Peking (dpa/tmn) – Für Moritz Hartmann und Quirin Schrewe war es die Lust am Unbekannten, die sie vor einem Jahr nach China zog. Das bevölkerungsreichste Land und die zweitgrößte Volkswirtschaft der Welt begegnen einem zwar täglich in den Nachrichten.
«Gefühlt weiß man aber trotzdem nichts über China», sagt Schrewe. Die beiden 22 Jahre alten Bayreuther BWL-Studenten leisteten in den vergangenen zwölf Monaten Pionierarbeit für ihre Universität. Sie gehörten zu den ersten Studierenden ihres Fachbereichs, die ein neues Programm in Kooperation mit dem Pekinger Institute of Technology (BIT) absolvierten. Am Ende des sogenannten «Double-Degree»-Programms wartet auf Teilnehmer sowohl ein deutscher als auch ein chinesischer Bachelor-Abschluss.
Eine wichtige Lektion über China lernten Hartmann und Schrewe gleich nach ihrer Ankunft: «Wer nach China kommt, sollte eher eine flexible und geduldige Persönlichkeit haben», sagt Hartmann: «Von deutscher Pünktlichkeit kann man sich verabschieden, und viele Dinge sind einfach nicht so gut planbar.» Das Urteil von Hartmann und Schrewe am Ende ihres Aufenthalts fällt trotzdem sehr positiv aus. Das Jahr in China habe sich in jedem Fall gelohnt, und das nicht nur wegen des Studiums: «Du kommst vielleicht wegen der Wirtschaft, aber du bleibst wegen der Kultur und der Leute», sagt Hartmann begeistert.
Auch die meisten Vorurteile, die in Deutschland über China herrschen, bestätigten sich für die Austauschstudenten nicht: «Die Chinesen sind nicht so verschlossen, wie man immer hört», sagt Schrewe.
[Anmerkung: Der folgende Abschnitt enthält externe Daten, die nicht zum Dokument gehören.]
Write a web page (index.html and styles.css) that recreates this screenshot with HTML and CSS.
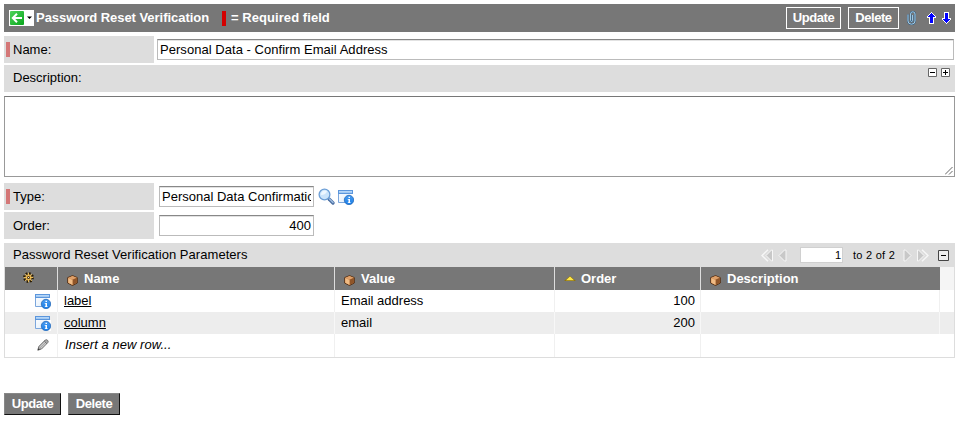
FILE: index.html
```html
<!DOCTYPE html>
<html lang="en">
<head>
<meta charset="utf-8">
<title>Password Reset Verification</title>
<link rel="stylesheet" href="styles.css">
</head>
<body>
<svg class="defs" width="0" height="0">
  <defs>
    <linearGradient id="gBlue" x1="0" y1="0" x2="0" y2="1"><stop offset="0" stop-color="#4a9cf0"/><stop offset="1" stop-color="#1a7fe8"/></linearGradient>
    <linearGradient id="gWin" x1="0" y1="0" x2="1" y2="1"><stop offset="0" stop-color="#fff"/><stop offset="1" stop-color="#dcebfa"/></linearGradient>
    <linearGradient id="gGreen" x1="0" y1="0" x2="1" y2="1"><stop offset="0" stop-color="#4fd35a"/><stop offset="1" stop-color="#08a51c"/></linearGradient>
    <symbol id="info" viewBox="0 0 16 15">
      <path d="M.5 .5h14v12H.5z" fill="url(#gWin)" stroke="#7ba6dc"/>
      <path d="M0 0h15v4H0z" fill="#5c96dc"/><path d="M1 1h13v1.800H1z" fill="#b5d6f8"/>
      <path d="M9 15V7.500h3V4h4v11z" fill="#fff"/>
      <circle cx="11" cy="10" r="4.700" fill="url(#gBlue)" stroke="#2468b8" stroke-width=".8"/>
      <path d="M10.500 6.800H12v1.300h-1.500zM9.700 9H12v3.200h.6v.8H9.800v-.8h.7V9.800h-.8z" fill="#fff"/>
    </symbol>
    <symbol id="box" viewBox="0 0 11 11">
      <path d="M5.500 .6 10.300 2.600V8L5.500 10.500.7 8V2.600z" fill="#c98247" stroke="#4c2a12" stroke-width=".9"/>
      <path d="M5.500 1 9.800 2.700 5.500 4.800 1.200 2.700z" fill="#dea06a"/>
      <path d="M5.500 4.800 9.900 2.800V7.800L5.500 10z" fill="#8f5529"/>
      <path d="M1.200 3 5.500 4.900V10L1.200 7.800z" fill="#f0bb84"/>
    </symbol>
  </defs>
</svg>

<header class="bar">
  <span class="back">
    <svg width="25" height="16" viewBox="0 0 25 16"><path d="M0 0h25v16H0z" fill="#fff"/><rect x="1" y="1" width="14" height="14" rx="1" fill="url(#gGreen)"/><path d="M8 3.800 3.800 8 8 12.200M4 8h9" fill="none" stroke="#fff" stroke-width="2"/><path d="M18 6.500h5L20.500 9z" fill="#000"/></svg>
  </span>
  <h1 class="title">Password Reset Verification</h1>
  <span class="mark"></span>
  <span class="legend">= Required field</span>
  <button class="hbtn hupdate">Update</button>
  <button class="hbtn hdelete">Delete</button>
  <svg class="clip" width="9" height="14" viewBox="0 0 9 14" fill="none"><path d="M1 3.500V10a3.500 3.200 0 0 0 7 0V3a2.200 2.200 0 0 0-4.400 0v6.500a1 1 0 0 0 2 0V4" stroke="#31587a" stroke-width="1.800"/><path d="M1 3.500V10a3.500 3.200 0 0 0 7 0V3a2.200 2.200 0 0 0-4.400 0v6.500a1 1 0 0 0 2 0V4" stroke="#a9d3ee" stroke-width="1"/></svg>
  <svg class="up" width="9" height="12" viewBox="0 0 9 12"><path d="M4 0h1v1h1v1h1v1h1v1h1v2H7v6H2V6H0V4h1V3h1V2h1V1h1z" fill="#fff"/><path d="M4 1h1v1h1v1h1v1h1v1H6v6H3V5H1V4h1V3h1V2h1z" fill="#00f"/></svg>
  <svg class="down" width="9" height="12" viewBox="0 0 9 12"><path d="M2 0h5v6h2v2H8v1H7v1H6v1H5v1H4v-1H3v-1H2V9H1V8H0V6h2z" fill="#fff"/><path d="M3 1h3v6h2v1H7v1H6v1H5v1H4v-1H3V9H2V8H1V7h2z" fill="#00f"/></svg>
</header>

<main>
  <div class="row name-row">
    <label class="label required">Name:</label>
    <div class="field wide"><span class="t-value">Personal Data - Confirm Email Address</span></div>
  </div>
  <div class="desc">
    <span>Description:</span>
    <svg class="size" width="22" height="9" viewBox="0 0 22 9"><path d="M.5 .5h8v8h-8zM13.500 .5h8v8h-8z" fill="#fff" stroke="#666"/><path d="M2 4h5v1H2zM15 4h5v1h-5zM17 2h1v5h-1z"/></svg>
  </div>
  <div class="area"><svg width="8" height="8" viewBox="0 0 8 8"><path d="M0 7.500 7.500 0M4 7.500 7.500 4" stroke="#555" stroke-width=".9"/></svg></div>
  <div class="row type-row">
    <label class="label required">Type:</label>
    <div class="field short"><div class="clipped">Personal Data Confirmatic</div></div>
    <svg class="lens" width="17" height="17" viewBox="0 0 17 17"><path d="m11 11 4 4" stroke="#4a6da0" stroke-width="3.200" stroke-linecap="round"/><path d="m11.500 11 3.500 3.500" stroke="#9dbce0" stroke-width="1.400" stroke-linecap="round"/><circle cx="6.500" cy="6.500" r="5.400" fill="#cbe4fb" stroke="#6d9fd6" stroke-width="1.300"/><path d="M3 7a4 4 0 0 1 6-4Q8 7 3 7z" fill="#eef7ff"/></svg>
    <svg class="type-info" width="16" height="15"><use href="#info"/></svg>
  </div>
  <div class="row">
    <label class="label">Order:</label>
    <div class="field short num">400</div>
  </div>

  <section class="list">
    <div class="list-head">
      <h2 class="list-title">Password Reset Verification Parameters</h2>
      <svg class="prev" width="26" height="13" viewBox="0 0 26 13" fill="#c8c8c8" stroke="#f6f6f6"><path d="M11.500 1v11H10.500L5 6.500 10.500 1zM25 1v11h-1.500L18 6.500 23.500 1z"/><path d="M7 .8 1 6.500l6 5.700" fill="none" stroke-width="1.500"/></svg>
      <div class="page">1</div>
      <span class="range">to 2 of 2</span>
      <svg class="next" width="26" height="13" viewBox="0 0 26 13" fill="#c8c8c8" stroke="#f6f6f6"><path d="M1 1v11h1.500L8 6.500 2.500 1zM14.500 1v11h1L21 6.500 15.500 1z"/><path d="m19 .8 6 5.700-6 5.700" fill="none" stroke-width="1.500"/></svg>
      <svg class="collapse" width="11" height="11" viewBox="0 0 11 11"><path d="M.5 .5h10v10H.5z" fill="#eee" stroke="#444"/><path d="M3 5h5v1H3z"/></svg>
    </div>
    <div class="grid">
      <div class="th gear"><svg width="11" height="11" viewBox="0 0 11 11"><circle cx="5.500" cy="5.500" r="4.400" fill="none" stroke="#2a1b00" stroke-width="2" stroke-dasharray="1.730 1.730"/><circle cx="5.500" cy="5.500" r="3.200" fill="#e9b44c" stroke="#3a2400" stroke-width=".6"/><path d="M5.500 .8v9.400M.8 5.500h9.400M2.200 2.200l6.600 6.600M8.800 2.200 2.200 8.800" stroke="#f2c45c" stroke-width=".9"/><circle cx="5.500" cy="5.500" r="1.500" fill="#4b3310"/><circle cx="5.500" cy="5.500" r=".6" fill="#fff"/></svg></div>
      <div class="th"><svg class="box" width="11" height="11"><use href="#box"/></svg><span>Name</span></div>
      <div class="th"><svg class="box" width="11" height="11"><use href="#box"/></svg><span>Value</span></div>
      <div class="th"><svg class="sort" width="12" height="5" viewBox="0 0 12 5"><path d="M0 5 6 0l6 5z" fill="#8f7410"/><path d="M2 4.300 6 .6l4 3.700z" fill="#ffe84a"/></svg><span>Order</span></div>
      <div class="th"><svg class="box" width="11" height="11"><use href="#box"/></svg><span>Description</span></div>
      <div class="th end"></div>

      <div class="td icon"><svg width="16" height="15"><use href="#info"/></svg></div>
      <div class="td"><a>label</a></div>
      <div class="td">Email address</div>
      <div class="td right">100</div>
      <div class="td"></div>
      <div class="td end"></div>

      <div class="td alt icon"><svg width="16" height="15"><use href="#info"/></svg></div>
      <div class="td alt"><a>column</a></div>
      <div class="td alt">email</div>
      <div class="td alt right">200</div>
      <div class="td alt"></div>
      <div class="td alt end"></div>

      <div class="td last icon pencil"><svg width="12" height="12" viewBox="0 0 12 12"><path d="m.8 11.200 1-3.700L8.300 1q1.200-.8 2.300.3t.2 2.300L4.500 10z" fill="#aaa" stroke="#666" stroke-width=".9"/><path d="m2.700 8 5.800-5.600M4 9.200l5.800-5.700" stroke="#ddd" stroke-width=".8"/><path d="m.8 11.200.6-2 1.400 1.300z" fill="#333"/><path d="m7.300 2 2.700 2.700" stroke="#666"/></svg></div>
      <div class="td last"><em class="t-insert">Insert a new row...</em></div>
      <div class="td last"></div>
      <div class="td last"></div>
      <div class="td last plain"></div>
      <div class="td last plain"></div>
    </div>
  </section>
</main>

<footer class="actions">
  <button class="btn bupdate">Update</button>
  <button class="btn bdelete">Delete</button>
</footer>
</body>
</html>
```
FILE: styles.css
```css
* { box-sizing: border-box; }
body { margin: 0; padding: 4px 2px 0 4px; background: #fff; color: #000; font: 13px/16px "Liberation Sans", Arial, sans-serif; white-space: nowrap; overflow: hidden; }
svg { display: block; flex: none; }
.defs { position: absolute; }
h1, h2 { margin: 0; font-size: 13px; line-height: 16px; }
button { font: bold 13px/16px "Liberation Sans", Arial, sans-serif; letter-spacing: -0.4px; color: #fff; background: #777; padding: 0; }

.bar { display: flex; align-items: center; height: 28px; background: #777; color: #fff; font-weight: bold; padding: 0 4px 0 5px; }
.title { width: 186px; margin-left: 2px; letter-spacing: -0.04px; }
.mark { width: 4px; height: 15px; background: #d40000; }
.legend { margin-left: 5px; margin-right: auto; letter-spacing: 0.06px; }
.hbtn { height: 22px; border: 1px solid #fff; letter-spacing: -0.45px; }
.hupdate { width: 55px; margin-right: 7px; }
.hdelete { width: 51px; margin-right: 8px; }
.clip { margin-right: 11px; }
.up { margin-right: 6px; }

.row { display: flex; height: 27px; margin-bottom: 2px; }
.name-row { margin-top: 4px; }
.label { display: flex; align-items: center; width: 150px; background: #ddd; padding-left: 9px; margin-right: 5px; }
.required { padding-left: 2px; }
.required::before { content: ""; width: 4px; height: 15px; margin-right: 3px; background: #d47777; }
.field { height: 21px; margin-top: 3px; border: 1px solid #bbb; border-top: 1px solid #888; box-shadow: inset 0 1px #e2e2e2; padding: 2px 2px 0; }
.name-row .label { margin-right: 3px; }
.wide { width: 797px; }
.t-value { letter-spacing: 0.04px; }
.short { width: 155px; }
.clipped { width: 149px; overflow: hidden; }
.num { text-align: right; }
.desc { display: flex; justify-content: space-between; height: 27px; background: #ddd; padding: 5px 5px 0 9px; }
.size { margin-top: -2px; }
.area { display: flex; align-items: flex-end; justify-content: flex-end; height: 81px; margin: 4px 0 6px; padding: 1px; border: 1px solid #999; border-top-color: #777; }
.lens { margin: 5px 0 0 4px; }
.type-info { margin: 7px 0 0 3px; }

.list { margin-top: 4px; border: solid #ddd; border-width: 0 1px 1px; }
.list-head { display: flex; align-items: center; height: 24px; background: #ddd; padding: 0 5px 0 8px; }
.list-title { font-weight: normal; margin-right: auto; letter-spacing: 0.05px; }
.prev { margin-right: 13px; }
.page { width: 43px; height: 16px; background: #fff; border: 1px solid #d0d0d0; font-size: 11px; line-height: 15px; text-align: right; padding-right: 1px; }
.range { width: 43px; margin: 0 7px 0 10px; font-size: 11px; letter-spacing: 0.25px; }
.collapse { margin-left: 9px; }
.grid { display: grid; grid-template-columns: 53px 277px 220px 146px 239px 1fr; grid-template-rows: 23px 22px 22px 23px; }
.th { display: flex; align-items: center; background: #777; color: #fff; font-weight: bold; border-right: 1px solid #ddd; padding-left: 9px; }
.th.gear { padding: 0 0 2px 18px; }
.th.end { background: #f5f5f5; border: 0; }
.box { margin: 3px 6px 0 0; }
.sort { margin-right: 5px; }
.th:nth-child(5) { border-right: 0; }
.td { border-right: 1px solid #f0f0f0; padding: 3px 6px 0; }
.alt { background: #ededed; border-right-color: #f7f7f7; }
.td.end, .td.plain { border-right: 0; }
.icon { padding: 4px 0 0 30px; }
.pencil { padding-left: 32px; padding-top: 5px; }
.right { text-align: right; padding-right: 5px; }
.td a { text-decoration: underline; text-underline-offset: 1px; }
.t-insert { margin-left: 1px; letter-spacing: 0.05px; }

.actions { display: flex; gap: 7px; margin-top: 35px; }
.btn { height: 22px; border: 1px solid #888; border-right-color: #111; border-bottom-color: #111; }
.bupdate { width: 57px; }
.bdelete { width: 52px; }
```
Auch der Unterricht verlief anders, als es sich die Deutschen vorgestellt hatten: Hörsäle mit Hunderten Studierenden wie in Deutschland seien ihnen in ihrer Zeit in Peking nicht untergekommen. «Die Seminare haben durchschnittlich 30 Teilnehmer», lobt Schrewe. Das Verhältnis zu den Professoren sei persönlicher als in Deutschland.
Während China lange vor allem für Sinologie-Studenten interessant war, nimmt seit einigen Jahren die Zahl von Auslandsstudenten zu, die wie Hartmann und Schrewe andere Fächer studieren. Programme mit deutsch-chinesischem
Doppelabschlusserfreuen sich laut Deutschem Akademischen Austausch-Dienst (DAAD) immer größerer Beliebtheit.
So erhalten in diesem Jahr laut Angaben des DAAD mindestens 80 deutsche Studenten in verschiedenen technischen Fächern sowie Wirtschaft und Management einen Bachelor an der Schanghaier Tongji Universität. Eine bereits etablierte Kooperation gibt es zwischen der RWTH Aachen und der Tsinghua Universität in Peking, bei der Studenten am Ende ihres Studiums zusammen mit dem Aachener Masterabschluss einen der Tsinghua Universität erhalten. «Solchen Programmen gehört die Zukunft», sagt Thomas Schmidt-Dörr, Leiter der DAAD-Außenstelle in Peking.
Trotz der Vielzahl neuer Angebote: Die Zahl deutscher Studenten in China ist 2015 erstmals seit Jahren zurückgegangen. Aus Deutschland wurden 2015 insgesamt 7536 Studenten gezählt, 657 Studenten oder acht Prozent weniger als im Vorjahr.
«Ganz sicher hat die weltweite wiederholte Berichterstattung über Luftverschmutzung und Umweltbelastung in Peking und anderen chinesischen Großstädten einen negativen Einfluss», sagt Schmidt-Dörr. Hinzu kommen laut Schmidt-Dörr schärfere ausländerrechtliche Bestimmungen. Zu einem Problem hat sich für viele ausländische Studenten das Thema Praktikum entwickelt. Laut DAAD werden deutsche Studierende, die nach einem Semester an der Uni ein Praktikum in China absolvieren wollen, in vielen Fällen «massiv behindert», weil die zuständigen Behörden oder Universitäten keine Genehmigung erteilen und die Studierenden somit kein Visum für ein Praktikum erhalten.
Abraten will Schmidt-Dörr trotz der Komplikationen dennoch nicht von einem Studienaufenthalt in China. «Wenn Sie sich das Volumen der deutsch-chinesischen Wirtschaft vergegenwärtigen, dann ist eine Spezialisierung in jedem Fall wichtig und auch weiterhin zu empfehlen», sagt Schmidt-Dörr.